Research shows that depression can be marked by a change in behaviors, and the mobility data could allow the authors to detect indicative behavior changes in participants. People experiencing depressive episodes, for example, might start to leave home less often, socially isolate themselves, visit fewer places, and become less physically active.

In a recent study, Müller and collaborators from Columbia Business School collected and monitored the mobile phone GPS data of 2,319 students enrolled in a psychology course at the University of Texas at Austin. During two-week tracking intervals in the fall semester of 2016 and the spring semester of 2017, the students were sent sampling surveys four times a day between 12 p.m. and 9 p.m. about their moods and mental states. The team also tracked the students’ hourly movements and documented the places they visited, their routines, and the distances they traveled.

Combining the survey data with the mobility data, Müller, Heinrich Peters, a doctoral candidate in management at Columbia Business School (CBS), and Sandra Matz, an assistant professor of management at CBS, made connections between a student’s sense of well-being and her or his mobility.

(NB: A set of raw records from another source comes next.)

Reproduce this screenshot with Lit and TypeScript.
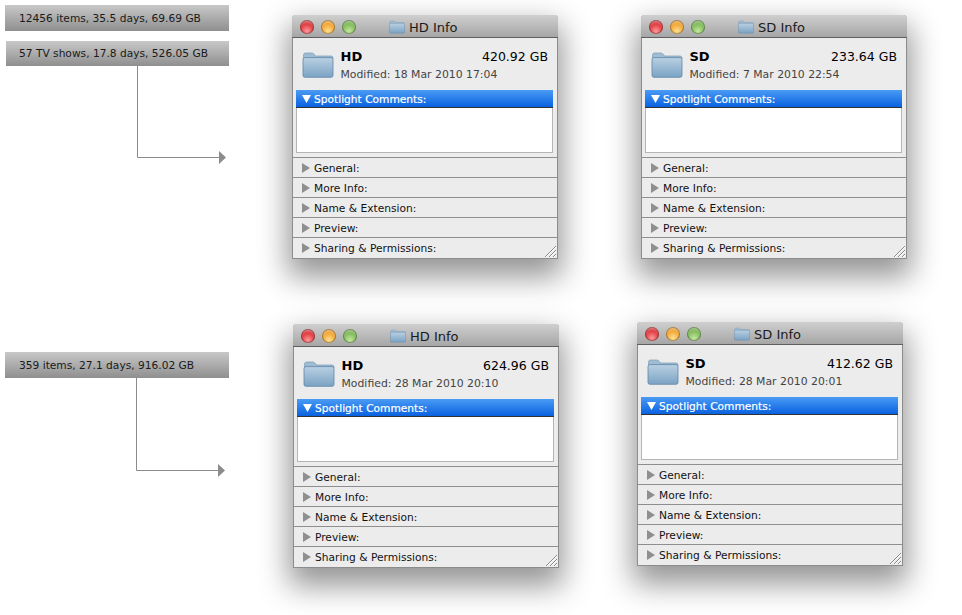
import { LitElement, html, css, svg } from "lit";
import { customElement, property } from "lit/decorators.js";

const folder = (w: number, h: number) => html`<svg width=${w} height=${h} viewBox="0 0 32 26" class="folder">
  <defs><linearGradient id="fg" x1="0" y1="0" x2="0" y2="1"><stop offset="0" stop-color="#b9d0e2"/><stop offset="1" stop-color="#7ba3c4"/></linearGradient></defs>
  <path d="M1.5 7 L1.5 3 Q1.5 1 3.5 1 L10 1 Q11.5 1 12.5 2.5 L13.5 4 L29 4 Q31 4 31 6 L31 7 Z" fill="#9fbcd3" stroke="#7d9cb6" stroke-width=".7"/>
  <path d="M1 7.5 Q1 5.6 3 5.6 L29 5.6 Q31 5.6 31 7.5 L31 23.5 Q31 25.3 29 25.3 L3 25.3 Q1 25.3 1 23.5 Z" fill="url(#fg)" stroke="#5f87a8" stroke-width=".8"/>
</svg>`;

@customElement("info-window")
class InfoWindow extends LitElement {
  @property() name = "";
  @property() size = "";
  @property() modified = "";
  static styles = css`
    :host { display: block; position: absolute; width: 266px; height: 244px; box-sizing: border-box;
      font: 10.65px "DejaVu Sans", sans-serif; color: #111; background: #ececec;
      border: 1px solid #8c8c8c; border-top: none;
      box-shadow: 0 14px 30px 4px rgba(0,0,0,.42); border-radius: 4px 4px 0 0; }
    .title { height: 22px; margin: 0 -1px; display: flex; align-items: center; position: relative;
      background: linear-gradient(#cfcfcf, #a6a6a6); border-bottom: 1px solid #5f5f5f; border-radius: 4px 4px 0 0; box-sizing: content-box; }
    .lights { display: flex; gap: 7px; padding: 2px 0 0 8px; }
    .light { width: 14px; height: 14px; border-radius: 50%; box-shadow: inset 0 0 0 1px rgba(0,0,0,.3), inset 0 4px 3px -2px rgba(255,255,255,.55); }
    .r { background: radial-gradient(circle at 50% 80%, #ff9a9a, #d8262b 65%, #b01a1e); }
    .o { background: radial-gradient(circle at 50% 80%, #ffe08f, #ef9a22 65%, #c97818); }
    .g { background: radial-gradient(circle at 50% 80%, #c3e8a0, #73b14a 65%, #4f8f30); }
    .tt { position: absolute; left: 97px; top: 1px; height: 22px; display: flex; align-items: center; gap: 4px; font-size: 13px; color: #1a1a1a; }
    .head { height: 52px; display: flex; box-sizing: border-box; padding: 11px 9px 0 9px; gap: 6.5px; }
    .head .txt { flex: 1; }
    .l1 { display: flex; justify-content: space-between; font-size: 12.5px; line-height: 16px; color: #000; }
    .l1 b { font-size: 13px; }
    .l2 { color: #444; font-size: 10.85px; line-height: 16px; margin-top: 2px; }
    .folder { display: block; flex: none; }
    .head .folder { margin-top: 3px; }
    .panel { margin: 0 4px 0 3px; }
    .blue { box-sizing: content-box; background: linear-gradient(#4a9bf4, #0a62e0); color: #fff; display: flex; align-items: center; gap: 3px; padding: 1px 0 0 6px; height: 16px; border-bottom: 1px solid #333; -webkit-text-stroke: .2px #fff; }
    .box { height: 45px; background: #fff; border: 1px solid #b5b5b5; border-top: none; box-sizing: border-box; }
    .sp { height: 4px; }
    .row { height: 20px; box-sizing: border-box; border-top: 1px solid #8e8e8e; display: flex; align-items: center; gap: 4px; padding: 1px 0 0 9px; }
    .row:last-of-type { height: 21px; padding-bottom: 1px; }
    .tri { flex: none; display: block; }
    .grip { position: absolute; right: 0; bottom: 0; }
  `;
  render() {
    return html`
      <div class="title">
        <div class="lights"><div class="light r"></div><div class="light o"></div><div class="light g"></div></div>
        <div class="tt">${folder(16, 14)}<span>${this.name} Info</span></div>
      </div>
      <div class="head">
        ${folder(32, 26)}
        <div class="txt">
          <div class="l1"><b>${this.name}</b><span>${this.size}</span></div>
          <div class="l2">Modified: ${this.modified}</div>
        </div>
      </div>
      <div class="panel">
        <div class="blue"><svg width="9" height="8" viewBox="0 0 9 8"><path d="M0 0H9L4.5 8Z" fill="#fff"/></svg><span>Spotlight Comments:</span></div>
        <div class="box"></div>
      </div>
      <div class="sp"></div>
      ${["General:", "More Info:", "Name & Extension:", "Preview:", "Sharing & Permissions:"].map(t => html`
        <div class="row"><svg class="tri" width="8" height="10" viewBox="0 0 8 10"><path d="M0 0L8 5L0 10Z" fill="#8f8f8f"/></svg><span>${t}</span></div>`)}
      <svg class="grip" width="13" height="13" viewBox="0 0 13 13">
        ${svg`<path d="M1 12L12 1M5 12L12 5M9 12L12 9" stroke="#8a8a8a" stroke-width="1"/><path d="M2 12L12 2M6 12L12 6M10 12L12 10" stroke="#fff" stroke-width="1"/>`}
      </svg>`;
  }
}

@customElement("app-root")
class AppRoot extends LitElement {
  static styles = css`
    :host { display: block; position: relative; width: 962px; height: 615px; background: #fff; overflow: hidden; font-family: "DejaVu Sans", sans-serif; }
    .bar { position: absolute; box-sizing: border-box; display: flex; align-items: center; font-size: 10.65px; color: #1a1a1a;
      background: linear-gradient(#c8c8c8, #8f8f8f); }
    .a { left: 5px; top: 5px; width: 224px; height: 26px; padding-left: 14px; }
    .b { left: 6px; top: 41px; width: 223px; height: 25px; padding-left: 13px; }
    .c { left: 5px; top: 352px; width: 224px; height: 26px; padding-left: 14px; }
    .arrow { position: absolute; left: 0; top: 0; }
    .w1 { left: 292px; top: 15px; }
    .w2 { left: 641px; top: 15px; }
    .w3 { left: 293px; top: 324px; }
    .w4 { left: 637px; top: 322px; }
  `;
  render() {
    return html`
      <div class="bar a">12456 items, 35.5 days, 69.69 GB</div>
      <div class="bar b">57 TV shows, 17.8 days, 526.05 GB</div>
      <div class="bar c">359 items, 27.1 days, 916.02 GB</div>
      <svg class="arrow" width="240" height="500" viewBox="0 0 240 500">
        <path d="M137.5 66V157.5H220M136.5 378V470.5H219" fill="none" stroke="#8c8c8c"/>
        <path d="M219 151L226 157.5L219 164ZM218 464L225 470.5L218 477Z" fill="#8c8c8c"/>
      </svg>
      <info-window class="w1" name="HD" size="420.92 GB" modified="18 Mar 2010 17:04"></info-window>
      <info-window class="w2" name="SD" size="233.64 GB" modified="7 Mar 2010 22:54"></info-window>
      <info-window class="w3" name="HD" size="624.96 GB" modified="28 Mar 2010 20:10"></info-window>
      <info-window class="w4" name="SD" size="412.62 GB" modified="28 Mar 2010 20:01"></info-window>`;
  }
}
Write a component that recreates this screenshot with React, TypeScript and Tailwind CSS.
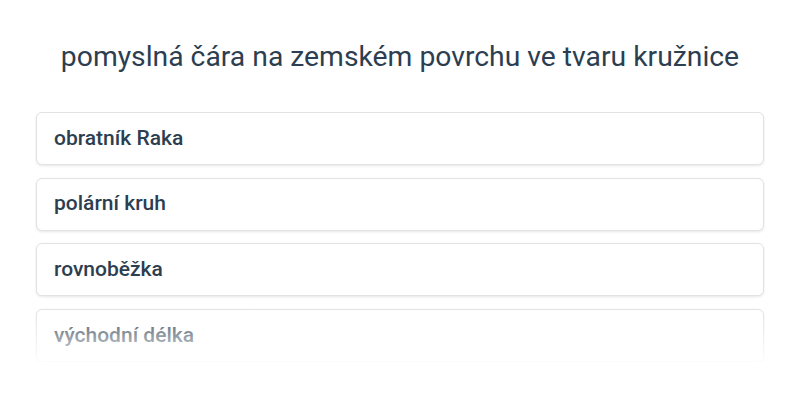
import React from "react";

const items = ["obratník Raka", "polární kruh", "rovnoběžka", "východní délka"];

export default function App() {
  return (
    <div className="w-[800px] h-[400px] bg-white flex flex-col items-center" style={{ fontFamily: "Roboto, 'Noto Sans', sans-serif" }}>
      <h1 className="mt-[40px] text-[28.3px] leading-[34px] font-normal text-[#2c3e50] text-center">
        pomyslná čára na zemském povrchu ve tvaru kružnice
      </h1>
      <div className="relative mt-[38px] w-[730px] h-[250px] overflow-hidden">
        <div className="flex flex-col gap-[12.67px] px-px">
          {items.map((t) => (
            <div
              key={t}
              className="h-[53px] shrink-0 rounded-[6px] border border-[#e2e2e2] bg-white shadow-[0_1px_3px_rgba(0,0,0,0.1)] flex items-center pl-[17px] text-[21px] font-medium text-[#2c3e50]"
            >
              {t}
            </div>
          ))}
        </div>
        <div className="pointer-events-none absolute left-0 right-0 bottom-0 h-[56px] bg-gradient-to-b from-white/0 to-white/90" />
      </div>
    </div>
  );
}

Their findings, which will be published by The European Journal of Personality in a special issue devoted to behavioral personality science in the age of big data, suggest that students who reported being more anxious or more stressed traveled shorter distances; that students who were more depressed or lonely showed more similar patterns across days; and that those who spent more time in social places felt less lonely.

“We were delighted with the results of our study and hope the techniques can be used, for instance, to help study the patterns of people who are depressed, which might look very different for different people,” says Müller, who is an alumna of Dresden University of Technology and the University of Cambridge. “Psychologists could then reach out to them with interventions that can help them feel better.”

This research also breaks new ground, Müller says, in that previous work on the connection between mobility and psychology have looked at very specific aspects of the two areas and have been inconclusive. The new study, conversely, documented the connection by examining two types of mobility behaviors—the students’ movement patterns and the places they visited—and linked that data to six indicators of well-being: depression, loneliness, anxiety, stress, affect, and energy.